The truth of the matter is that your audience is not your enemy; they are your teammates. You are all in the same boat, you’re just the captain. The dynamic is actually “presenter and audience versus competitors/past performance/future/etc.” They are there to learn from us and to move forward with their newly received knowledge. In fact, they’re there to help you as well, and keep in mind that most people know what it’s like to be in your shoes and are naturally sympathetic.
Now that we’ve established the reality of the audience’s role, we can act accordingly. We must prepare as if we are helping the audience. You are helping them to understand information and to accomplish their tasks or navigate their situations more effectively. Even when you are persuading them via your presentation, you’re fundamentally helping them to support you. Any way you look at it, you are helping the audience. This is the optimal mindset for a presenter to adopt heading into their presentation.

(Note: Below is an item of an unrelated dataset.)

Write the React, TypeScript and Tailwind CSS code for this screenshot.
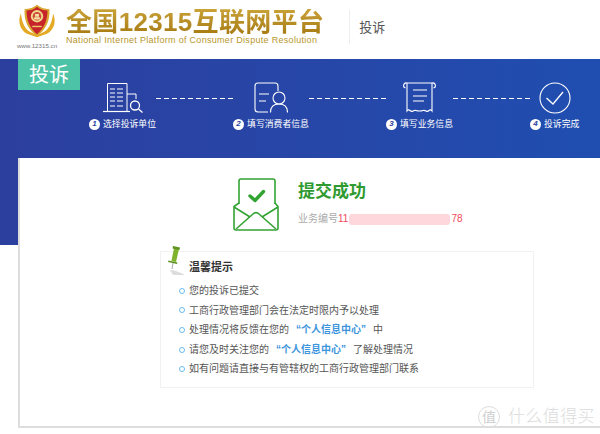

Imagine yourself walking along the sidewalk of a busy street. You see an elderly person, crawling on the ground struggling to stand up, using their cane as a support as they strain to erect themselves. What would you do? What is your first inclination?
Most likely, your instinct would be to reach out and help. Think about that for one moment. You would not likely be concerned with how many people are watching you, or their evaluation of you. You really wouldn’t even consider what the elderly person is thinking of you. You would be focused on helping them. When you are genuinely trying to help someone, you are not nervous. Therefore, to curb your nerves, shift your focus to helping your audience understand your information.
For best results, consider approaching your professional presentation in this way. In all of my experience and research as a Communication Specialist, I have yet to see this strategy fail to improve a presentation.